Fred captured Jack Kerouac frolicking with women at a New Year’s bash in 1958, Andy Warhol adjusting a movie-camera lens in his silver-covered factory, and Bob Dylan offering a salute of recognition outside Sheridan Square near the Voice’s old office.
Not just a social chronicler, McDarrah was a great photo-journalist. He photographed the still-smoldering ruins of the Weather Underground bomb factory on W. 12th Street. His unerring eye for gesture and detail caught lawyer Roy Cohn whispering what appeared to be tough orders in the ear of a young Donald Trump.
For years, McDarrah was the Voice's only photographer and, for decades, he ran the Voice’s photo department, where he helped train dozens of young photographers, including James Hamilton, Sylvia Plachy, Robin Holland and Marc Asnin. His mailbox was simply marked "McPhoto."
An exhibit of McDarrah’s photos of artists presented last year by the Steven Kasher Gallery in Chelsea was hailed by The New York Times as “a visual encyclopedia of the era’s cultural scene.” It included candid shots of Janis Joplin, artist Jasper Johns, and avant-garde artist Charlotte Moorman.
Wayne Barrett Remembers McDarrah
In the days when politicians routinely let reporters and photographers inside their fundraising extravaganzas, Fred McDarrah never missed a fat cat with a fork or a knife in his hand.
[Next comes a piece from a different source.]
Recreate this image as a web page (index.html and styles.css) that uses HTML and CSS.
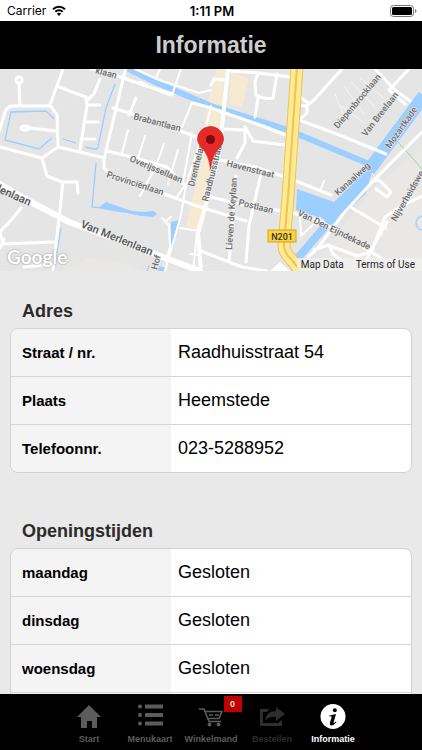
FILE: index.html
```html
<!DOCTYPE html>
<html lang="nl">
  <head>
    <meta charset="UTF-8" />
    <meta name="viewport" content="width=device-width, initial-scale=1.0" />
    <title>Informatie</title>
    <link rel="stylesheet" href="styles.css">
  </head>
  <body>
    <div class="statusbar">
      <div class="carrier">
        <span>Carrier</span>
        <svg width="14" height="11" viewBox="0 0 14 11" fill="none" stroke="#000" stroke-width="2">
          <path d="M1 4.2a8.6 8.6 0 0 1 12 0" />
          <path d="M3.3 6.8a5.2 5.2 0 0 1 7.4 0" />
          <path d="M7 11L4.9 8.7a3 3 0 0 1 4.2 0z" fill="#000" stroke="none" />
        </svg>
      </div>
      <div class="clock">1:11 PM</div>
      <div class="battery">
        <svg width="27" height="12" viewBox="0 0 27 12">
          <rect x="0.5" y="0.5" width="23" height="11" rx="3" fill="#fff" stroke="#777" />
          <rect x="2" y="2" width="20" height="8" rx="1.5" fill="#000" />
          <path d="M25 4v4q1.500-.5 1.500-2t-1.500-2z" fill="#777" />
        </svg>
      </div>
    </div>

    <header class="header">
      <h1>Informatie</h1>
    </header>

    <main class="content">
      <div class="map">
        <svg class="map-canvas" viewBox="0 69 422 202" preserveAspectRatio="xMidYMid slice" role="img" aria-label="Raadhuisstraat 54, Heemstede">
          <rect y="69" width="422" height="202" fill="#e5e5e5" />
          <path d="M60 271l30-13 40 7 16 6zM422 150l-42 30-40 50-30 41h112z" fill="#e9e8e7" />

          <!-- shopping area -->
          <g fill="#f7ead3">
            <path d="M217 69h9l-4 24 5 1-7 50-10 52-8 35-16-5 12-50 9-70z" />
            <path d="M231 72l18 7-7 28-13-4z" />
          </g>

          <!-- water -->
          <g fill="none" stroke="#9cceff">
            <path d="M125 67l30 15 56 24 77 24 86 36" stroke-width="6" />
            <path d="M424 96L369 170l-35 46-37 43" stroke-width="8" />
            <path d="M424 96L369 170" stroke-width="13" />
            <g stroke-width="1.300">
              <path d="M54 119l-8-8-35 1-6 28 34 9 13-11" />
              <path d="M115 84l-9 24-8 39q-1 3-4 2l-9-2M63 139l13 4M96 163l-4 44 11 1M61 228l-7 43M147 271l2-5" />
              <circle cx="423" cy="223" r="7" />
            </g>
          </g>
          <g fill="#9cceff">
            <path d="M98 208l8-6 14 5 12 4 12 1 10-1 3 3-4 3-12-1-14-3-14-2z" />
            <path d="M297 189l37 13 40-38-8 29-31 31-14-6-25-8z" />
            <path d="M171 222l8-2-4 19-4 12zM159 266l6 2-1 3h-6z" />
          </g>
          <path d="M398 142l24 27" stroke="#9ed0a8" stroke-width="1" />

          <!-- streets -->
          <g class="streets">
            <path d="M63 69L50 105l7 10 1 32-16 11-42-11M50 106H12q-5 1-7 6l-6 20M20 105l-1-21M57 131l-27-3M58 147l47 11" />
            <circle cx="19" cy="80" r="3" /><ellipse cx="25" cy="128" rx="4" ry="2" />
            <path d="M59 87l27 10 1 9-7 43M86 101l8-7 6-15M87 105h13M84 122h14M81 139h14" />
            <path d="M42 158l5 18 15 6 15 0 1 11M63 182l-4 36-6 53M21 208l-8 10L0 232l3 12 50-2M0 248l4-9M24 267l29-3" />
            <path d="M126 67l-22 92v9l8 7 88 32 46 14M113 108l26 8 66 24M107 151l25 6 35 10 18 18M129 115l7-17" />
            <path d="M118 76l25 9 30 9M193 103l18 5 52 18 25 10M140 82l10 5 21 8" />
            <path d="M211 85l3-6 11 1M228 71l31 2 31 4M259 73q-3 4-4 9l1 13q9 5 17 3l4-24M258 98l-3 19M222 129l23 1M245 127l8 14 32 4M245 131v12l-8 15" />
            <path d="M342 69l-28 31-8 6-16-2M307 106l0 7-11 10M300 97l8 6M302 121l40 15 44 18M375 69l20 21 15 11M409 69l-20 21 16 14" />
            <path d="M220 160l35 7 36 12 40 16M211 197l28 7 50 8 30 8 62 38M261 174l-12 52-3 36M236 176l-7 86M198 250l44 17 25 4" />
            <path d="M422 132L374 180 343 214 317 249 308 257M374 181l5-1 12 12-4 5-11-8M352 208l34 20M387 222l-17 30-9 19M314 250l14-5 29 11 14-4 14-35 13-9 24-12M329 245l4 9 11 8" />
            <path d="M228 69l-5 48-4 38-13 49-8 28 3 39" class="main-street" />
          </g>
          <g class="streets lanes">
            <path d="M90 69l30 8M135 69l24 11 40 13 12-3M156 78l4-9M173 92l8-23M192 103l-10 24M211 106l-7 30" />
            <path d="M128 130l-6 23M145 136l-8 25M164 144l-8 22-16 30M178 150l-10 34M192 133l-9 50M185 185l-8 12" />
            <path d="M204 130l-18 55-5 30-16 56M180 228l20 3M197 232l-4 39M160 252M162 218l7 7 1 21-4 15M165 222l6-5M190 254l10 1M321 189l3-8M320 218l-19 18-1-20" />
          </g>
          <path d="M335 94l10 24M344 86l20 28M351 82l24 25M360 78l26 22M340 105l24 18" stroke="#f5f5f5" />
          <path d="M-4 182l35 20 38 20 50 18 41 16 40 15" class="avenue" />

          <!-- N201 -->
          <path d="M297 67l-4 58-5 72-4 48q0 8 7 14l12 15" class="highway-edge" />
          <path d="M297 67l-4 58-5 72-4 48q0 8 7 14l12 15" class="highway" />
          <path d="M297 67l-4 58-5 72-4 48q0 8 7 14l12 15" class="highway-line" />
          <path d="M270 271l10-9 10 9z" fill="#fff" />
          <rect x="268" y="230" width="28" height="12" fill="#fdd33c" stroke="#cda518" />
          <text x="282" y="240" class="road-number">N201</text>

          <g class="labels">
            <text transform="translate(95 73) rotate(15)">klaan</text>
            <text transform="translate(133 119) rotate(15)">Brabantlaan</text>
            <text transform="translate(129 161) rotate(23)">Overijssellaan</text>
            <text transform="translate(106 177) rotate(18)">Provinciënlaan</text>
            <text transform="translate(194 187) rotate(-76)">Drenthelaan</text>
            <text transform="translate(208 202) rotate(-76)">Raadhuisstraat</text>
            <text transform="translate(226 166) rotate(14)">Havenstraat</text>
            <text transform="translate(238 205) rotate(14)">Postlaan</text>
            <text transform="translate(232 250) rotate(-86)">Lieven de Keylaan</text>
            <text transform="translate(297 215) rotate(26)">Van Den Eijndekade</text>
            <text transform="translate(338 196) rotate(-42)">Kanaalweg</text>
            <text transform="translate(396 222) rotate(-60)">Nijverheidswe</text>
            <text transform="translate(338 129) rotate(-50)">Diepenbrocklaan</text>
            <text transform="translate(366 137) rotate(-52)">Van Breelaan</text>
            <text transform="translate(390 149) rotate(-55)">Mozartkade</text>
            <text transform="translate(157 270) rotate(-75)">Hof</text>
            <text transform="translate(80 227) rotate(22)" class="big">Van Merlenlaan</text>
            <text transform="translate(29 206) rotate(24)" class="big" text-anchor="end">lenlaan</text>
          </g>

          <path d="M210.500 169q-1-11-6-18-7-7-7-12a13 12.500 0 0 1 26 0q0 5-7 12-5 7-6 18z" fill="#e52a28" stroke="#b91f1f" stroke-width="0.600" />
          <circle cx="210.500" cy="139.500" r="4.500" fill="#7d0a10" />
        </svg>
        <span class="map-logo">Google</span>
        <div class="map-links">
          <a href="#">Map Data</a>
          <a href="#">Terms of Use</a>
        </div>
      </div>

      <section class="info-block">
        <h2>Adres</h2>
        <table class="info-table">
          <tr><th scope="row">Straat / nr.</th><td>Raadhuisstraat 54</td></tr>
          <tr><th scope="row">Plaats</th><td>Heemstede</td></tr>
          <tr><th scope="row">Telefoonnr.</th><td>023-5288952</td></tr>
        </table>
      </section>

      <section class="info-block">
        <h2>Openingstijden</h2>
        <table class="info-table">
          <tr><th scope="row">maandag</th><td>Gesloten</td></tr>
          <tr><th scope="row">dinsdag</th><td>Gesloten</td></tr>
          <tr><th scope="row">woensdag</th><td>Gesloten</td></tr>
          <tr><th scope="row"></th><td></td></tr>
        </table>
      </section>
    </main>

    <nav class="tabbar">
      <a href="#" class="tab">
        <svg width="26" height="26" viewBox="0 0 26 26" fill="currentColor">
          <path d="M13 1L25 13h-4v11h-5v-7h-5v7H5V13H1z" />
        </svg>
        <span>Start</span>
      </a>
      <a href="#" class="tab">
        <svg width="26" height="26" viewBox="0 0 26 26" fill="currentColor">
          <circle cx="3" cy="2.500" r="2" /><circle cx="3" cy="11" r="2" /><circle cx="3" cy="19.500" r="2" />
          <path d="M8 .5h18v4H8zM8 9h18v4H8zM8 17.500h18v4H8z" />
        </svg>
        <span>Menukaart</span>
      </a>
      <a href="#" class="tab">
        <svg width="26" height="26" viewBox="0 0 26 26" fill="none" stroke="currentColor" stroke-width="1.600">
          <path d="M1 5h5l5 12.500h12M7 7.500h17l-3 7H10" />
          <path d="M11 11h4M17 11h4" />
          <circle cx="11.500" cy="20.500" r="1.900" fill="currentColor" stroke="none" />
          <circle cx="20.500" cy="20.500" r="1.900" fill="currentColor" stroke="none" />
        </svg>
        <span>Winkelmand</span>
        <span class="badge">0</span>
      </a>
      <a href="#" class="tab disabled" aria-disabled="true">
        <svg width="26" height="26" viewBox="0 0 26 26" fill="currentColor">
          <path d="M10 5H1v17h22v-6l-3 2v1H4V8h4z" />
          <path d="M6 17q1-10 11-10V3l9 7-9 7v-4q-7-1-11 4z" />
        </svg>
        <span>Bestellen</span>
      </a>
      <a href="#" class="tab active" aria-current="page">
        <svg width="26" height="26" viewBox="0 0 26 26">
          <circle cx="13" cy="12.500" r="12.500" fill="#fff" />
          <circle cx="14.800" cy="6.300" r="2" fill="#000" />
          <path d="M9.500 11.500q3-1 6.500-1.500l-2.300 8q-.3 1.300.5.900l1.500-1.500.7.600q-2.600 3.500-5 3.500-2.200-.2-1.400-2.900l1.600-5.300q.3-1-.6-1l-1.600.1z" fill="#000" />
        </svg>
        <span>Informatie</span>
      </a>
    </nav>
  </body>
</html>
```
FILE: styles.css
```css
* {
  box-sizing: border-box;
}
body {
  display: flex;
  flex-direction: column;
  height: 100vh;
  margin: 0;
  background-color: #e9e9e9;
  color: #000;
  font-family: "Liberation Sans", Arial, sans-serif;
}
a {
  color: inherit;
  text-decoration: none;
}

/* top of the screen */
.statusbar {
  display: grid;
  grid-template-columns: 1fr auto 1fr;
  align-items: center;
  height: 21px;
  padding: 0 5px 0 7px;
  background-color: #fff;
  font-family: Inter, sans-serif;
  font-size: 12px;
}
.carrier {
  display: flex;
  align-items: center;
  gap: 6px;
}
.clock {
  font-size: 13px;
  font-weight: 600;
}
.battery {
  display: flex;
  justify-content: flex-end;
}
.header {
  display: flex;
  flex-shrink: 0;
  align-items: center;
  justify-content: center;
  height: 48px;
  background-color: #000;
}
.header h1 {
  margin: 0;
  color: #ccc;
  font-size: 23px;
  line-height: 26px;
}
.content {
  flex: 1;
  min-height: 0;
  overflow-y: auto;
  scrollbar-width: none;
}

/* map */
.map {
  position: relative;
  height: 202px;
  overflow: hidden;
}
.map-canvas {
  display: block;
  width: 100%;
  height: 100%;
}
.streets {
  fill: none;
  stroke: #fff;
  stroke-width: 3;
  stroke-linejoin: round;
  stroke-linecap: round;
}
.streets.lanes {
  stroke-width: 2;
}
.main-street {
  stroke-width: 4;
}
.avenue {
  fill: none;
  stroke: #fff;
  stroke-width: 6;
}
.highway-edge,
.highway,
.highway-line {
  fill: none;
  stroke: #e8c45c;
  stroke-width: 13;
}
.highway {
  stroke: #ffe991;
  stroke-width: 11;
}
.highway-line {
  stroke: #ecc556;
  stroke-width: 2;
}
.road-number {
  fill: #333;
  font: 500 9px Roboto, sans-serif;
  text-anchor: middle;
}
.labels text {
  fill: #6b6b6b;
  stroke: #eee;
  stroke-width: 1px;
  paint-order: stroke;
  font: 500 9px Roboto, sans-serif;
}
.labels .big {
  fill: #555;
  font-size: 11px;
}
.map-logo {
  position: absolute;
  bottom: 2px;
  left: 7px;
  color: #fff;
  font: 700 19px/24px Lato, sans-serif;
  text-shadow: 0 0 2px #999, 0 0 1px #aaa;
}
.map-links {
  position: absolute;
  right: 0;
  bottom: 0;
  display: flex;
  gap: 12px;
  padding: 0 7px 0 4px;
  background-color: rgba(240, 240, 240, 0.8);
  color: #222;
  font: 10px/13px Roboto, sans-serif;
}

/* address and opening hours */
.info-block {
  padding: 28px 10px 19px;
}
.info-block h2 {
  margin: 0 12px 5px;
  color: #2b2b2b;
  font-size: 18px;
  line-height: 24px;
}
.info-block + .info-block {
  padding-top: 27px;
}
.info-table {
  width: 100%;
  border: 1px solid #d2d2d2;
  border-radius: 8px;
  border-spacing: 0;
  overflow: hidden;
  table-layout: fixed;
}
.info-table th,
.info-table td {
  height: 48px;
  padding: 0 7px;
  border-bottom: 1px solid #d6d6d6;
  background-color: #fff;
  font-size: 18px;
  line-height: 46px;
  text-align: left;
  vertical-align: baseline;
}
.info-table th {
  width: 40%;
  padding-left: 11px;
  background-color: #f4f4f4;
  font-size: 15px;
}
.info-table tr:last-child th,
.info-table tr:last-child td {
  height: 47px;
  border-bottom: none;
}

/* bottom tabs */
.tabbar {
  display: flex;
  flex-shrink: 0;
  justify-content: center;
  height: 56px;
  background-color: #000;
}
.tab {
  position: relative;
  display: flex;
  flex-direction: column;
  align-items: center;
  gap: 4px;
  width: 61px;
  padding-top: 10px;
  color: #5c5c5c;
  font-size: 9px;
  font-weight: bold;
  line-height: 10px;
}
.tab.disabled {
  color: #2e2e2e;
}
.tab.active {
  color: #fff;
}
.badge {
  position: absolute;
  top: 2px;
  right: 0;
  width: 18px;
  background-color: #c00000;
  color: #ddd;
  line-height: 16px;
  text-align: center;
}
```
He got his camera right under their double chins. If they waved him away in anger, he took an extra shot. He circled the world of New York politics with me for two decades, responding to every brusque rejection with an irresistible charm and a grin wider than his lens. It wasn't just that Fred loved to photo the New York predator class and their political prey, he understood who they were and what they wanted. He collected names and public price tags as well as pictures. I remember standing with him in the rain outside Studio 54 for the birthday party of that infamous fixer Roy Cohn as we rushed toward every opening limo door, squeezing the story out of the street. I remember stakeouts that dragged on for hours and his edgy exuberance, a kid-like quality he carried with his camera into his 70s. Fred loved his town and his craft and his era and his family, and he has left a legacy of prints unparalleled in our time.
J. Hoberman Remembers McDarrah
Like anyone who ever looked at the Village Voice during the ‘60s, I was familiar with Fred McDarrah's world—long before I met him. Fred spent that decade (and three more) documenting the city’s be-ins, demonstrations, peace marches, happenings, free concerts, coffee-house readings, loft performances, jazz bars, and underground movie emporia, not to mention the flotsam and jetsam of Sheridan Square, Bleecker Street, Avenue C, St Marks Place, and the Bowery. He was a real newspaper guy and a genuine historian of his times. His street and studio portraits of downtown artists, avant-garde luminaries, local pols and boho celebs were often definitive.
Fred was a feisty, wiry Son of Brooklyn who knew how to get to the front of a crowd, hold onto his light, and make the most of any given situation. In 1960, he invented a sort of human catering service called Rent-a-Beatnik. Did I say he was feisty? Fred wrote irate letters to the Voice editor both before and after he became the paper’s staff photographer. (A proud populist, he always took regular issue with film critic Andrew Sarris’s annual ten best lists.) Fred was free with friendly counsel and fiercely protective of his work, as I learned when I, as Village Voice greenhorn, I asked him on behalf of an avant-garde filmmaker friend, if she could use one of his best known photographs in her movie. Fred lost his smile and gave me an earful. (I considered it career advice.) And he was right, the work he furnished the Voice for pennies was only going to grow more valuable. Fred may have been a terrific journalist but, as he’d have been the first to tell you, he wasn’t a hippie.